Semolina: Sözlük anlamı irmik olan semolina, irmik unu veya irmik buğdayı anlamlarında kullanılır.
Ağdalaşma: Şekerli sıvıların koyulaşması manasında kullanılır. Tatlı şurubunun uygun kıvama gelmesi anlamında da bu terim kullanılır.
Adisyon: Lokanta hesabı
Alakart: Yemek servisinin mönüden seçilip sipariş edilmesi ile gerçekleştirildiği türdür.
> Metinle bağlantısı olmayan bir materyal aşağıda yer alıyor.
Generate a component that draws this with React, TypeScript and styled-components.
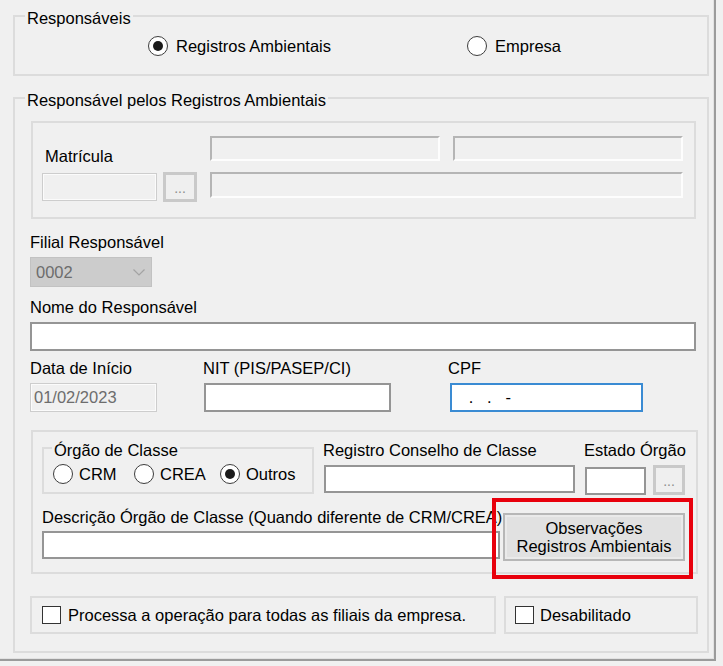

Yemek seçimi yapılabilecek olan mönü veya yemek listesi anlamında da kullanılır.
Çeşni: Tat vermek anlamındadır. Baharat, tuz, biber gibi tatlandırıcılar için kullanılır.
Bulamaç: Unun su ile karıştırılması sonucunda elde edilen cıvık hamur türüdür.
Bukegarni: Yemeğe aromatik bir koku katan havuç parçası, maydanoz sapı, pırasa yaprağı, defne yaprağı ve kekikten meydana gelen iple bağlanarak oluşturulan 10 cm uzunluğunda ve 3 cm çapındaki bir çeşit demettir.
Barbekü: Odun kömüründe pişirmektir.
Birinci Kategori Etler: Hızlı bir şekilde pişebilen yumuşak et parçalarıdır. Örneğin; (ongle, bavet, kuzu pirzola, kuzu budu, kontrfile, antrkot, bonfile)
Breze: Fransızca kökenli bir kelimedir. Fırında az su ile yavaş yavaş pişirmek demektir.
Dömiglas: Fransızca kökenli mutfak terimlerindendir. Kahverengi dana fondun yarıya kadar çektirilmesiyle elde edilen sos çeşididir. Genellikle et yemeği soslarında kullanılır. Kahverengi ya da esmer et suyu anlamına da gelir.